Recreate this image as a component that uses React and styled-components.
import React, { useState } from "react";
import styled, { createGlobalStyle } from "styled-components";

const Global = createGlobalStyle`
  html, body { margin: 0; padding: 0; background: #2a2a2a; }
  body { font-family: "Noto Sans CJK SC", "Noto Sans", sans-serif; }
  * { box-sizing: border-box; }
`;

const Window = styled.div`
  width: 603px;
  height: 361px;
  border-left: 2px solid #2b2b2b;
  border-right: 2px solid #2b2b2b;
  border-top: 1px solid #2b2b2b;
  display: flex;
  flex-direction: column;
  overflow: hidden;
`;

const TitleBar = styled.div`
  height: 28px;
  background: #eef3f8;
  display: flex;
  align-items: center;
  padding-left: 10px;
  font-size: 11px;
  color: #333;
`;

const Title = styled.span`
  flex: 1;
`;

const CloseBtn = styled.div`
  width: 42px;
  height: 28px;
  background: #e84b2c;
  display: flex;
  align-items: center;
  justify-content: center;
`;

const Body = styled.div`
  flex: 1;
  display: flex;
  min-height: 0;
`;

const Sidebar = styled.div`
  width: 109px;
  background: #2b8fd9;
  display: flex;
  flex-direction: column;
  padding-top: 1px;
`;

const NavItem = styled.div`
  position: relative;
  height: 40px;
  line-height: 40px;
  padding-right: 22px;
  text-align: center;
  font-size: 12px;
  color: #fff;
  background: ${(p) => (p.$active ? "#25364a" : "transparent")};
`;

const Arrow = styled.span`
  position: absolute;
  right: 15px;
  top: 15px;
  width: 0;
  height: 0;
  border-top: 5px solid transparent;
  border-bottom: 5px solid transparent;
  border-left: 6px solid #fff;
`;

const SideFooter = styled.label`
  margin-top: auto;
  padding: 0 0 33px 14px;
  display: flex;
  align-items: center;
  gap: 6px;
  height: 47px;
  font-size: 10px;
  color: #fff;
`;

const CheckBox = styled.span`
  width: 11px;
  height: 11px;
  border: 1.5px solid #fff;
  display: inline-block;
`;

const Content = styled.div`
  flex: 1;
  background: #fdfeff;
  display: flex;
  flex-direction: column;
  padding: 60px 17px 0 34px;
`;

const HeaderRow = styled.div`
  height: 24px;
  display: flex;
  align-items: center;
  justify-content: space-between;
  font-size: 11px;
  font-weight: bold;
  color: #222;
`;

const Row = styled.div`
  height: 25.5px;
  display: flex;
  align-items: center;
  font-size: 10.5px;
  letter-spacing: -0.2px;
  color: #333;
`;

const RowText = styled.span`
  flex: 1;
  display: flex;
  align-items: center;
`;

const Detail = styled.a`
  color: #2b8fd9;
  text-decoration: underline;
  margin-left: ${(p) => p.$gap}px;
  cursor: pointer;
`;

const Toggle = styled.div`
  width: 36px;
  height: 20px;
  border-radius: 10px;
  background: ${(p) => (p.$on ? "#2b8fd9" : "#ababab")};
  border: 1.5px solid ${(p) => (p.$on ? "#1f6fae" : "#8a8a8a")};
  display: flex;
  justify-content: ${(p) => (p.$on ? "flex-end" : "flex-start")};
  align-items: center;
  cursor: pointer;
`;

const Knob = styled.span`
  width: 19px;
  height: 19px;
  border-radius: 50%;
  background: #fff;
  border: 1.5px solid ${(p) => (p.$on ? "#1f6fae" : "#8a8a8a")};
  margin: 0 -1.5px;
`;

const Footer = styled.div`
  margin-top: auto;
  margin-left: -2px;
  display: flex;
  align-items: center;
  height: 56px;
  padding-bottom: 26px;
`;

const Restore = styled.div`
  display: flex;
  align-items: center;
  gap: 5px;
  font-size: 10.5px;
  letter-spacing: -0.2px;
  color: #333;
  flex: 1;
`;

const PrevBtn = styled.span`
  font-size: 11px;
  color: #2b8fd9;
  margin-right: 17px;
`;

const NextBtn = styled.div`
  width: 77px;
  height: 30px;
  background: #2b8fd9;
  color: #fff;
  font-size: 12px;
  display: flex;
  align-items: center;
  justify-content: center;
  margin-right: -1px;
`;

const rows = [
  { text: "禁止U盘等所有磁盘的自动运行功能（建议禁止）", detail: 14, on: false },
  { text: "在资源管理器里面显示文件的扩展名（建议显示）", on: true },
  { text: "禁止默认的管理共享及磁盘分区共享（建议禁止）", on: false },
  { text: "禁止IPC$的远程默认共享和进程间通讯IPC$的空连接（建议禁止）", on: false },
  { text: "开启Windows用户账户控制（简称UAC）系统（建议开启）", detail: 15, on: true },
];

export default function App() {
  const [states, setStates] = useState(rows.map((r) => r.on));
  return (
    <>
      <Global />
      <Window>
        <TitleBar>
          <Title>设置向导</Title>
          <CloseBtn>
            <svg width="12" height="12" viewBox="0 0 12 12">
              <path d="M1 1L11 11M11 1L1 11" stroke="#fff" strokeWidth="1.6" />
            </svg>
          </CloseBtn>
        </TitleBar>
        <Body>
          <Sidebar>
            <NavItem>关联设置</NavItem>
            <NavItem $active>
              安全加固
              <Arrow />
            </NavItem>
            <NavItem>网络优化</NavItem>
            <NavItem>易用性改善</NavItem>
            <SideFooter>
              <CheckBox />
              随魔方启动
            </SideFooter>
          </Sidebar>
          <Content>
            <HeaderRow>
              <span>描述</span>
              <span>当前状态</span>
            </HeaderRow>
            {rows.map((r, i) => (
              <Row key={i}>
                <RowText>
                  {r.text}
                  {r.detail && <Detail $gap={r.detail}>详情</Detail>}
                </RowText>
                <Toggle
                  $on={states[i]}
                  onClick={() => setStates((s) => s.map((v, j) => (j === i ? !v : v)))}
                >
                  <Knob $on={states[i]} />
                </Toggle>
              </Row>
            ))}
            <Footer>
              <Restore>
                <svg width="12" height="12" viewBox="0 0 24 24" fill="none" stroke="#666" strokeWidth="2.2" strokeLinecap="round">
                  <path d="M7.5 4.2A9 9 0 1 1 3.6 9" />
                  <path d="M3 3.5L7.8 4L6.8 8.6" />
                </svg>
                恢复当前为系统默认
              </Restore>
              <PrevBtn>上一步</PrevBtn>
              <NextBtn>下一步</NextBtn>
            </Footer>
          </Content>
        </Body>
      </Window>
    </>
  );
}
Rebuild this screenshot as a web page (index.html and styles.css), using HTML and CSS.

EXERCISE DESCRIPTION
In the entries above, find every line holding the word "React" and copy it out.

CORRECT ANSWER
Recreate this image as a component that uses React and styled-components.
import React, { useState } from "react";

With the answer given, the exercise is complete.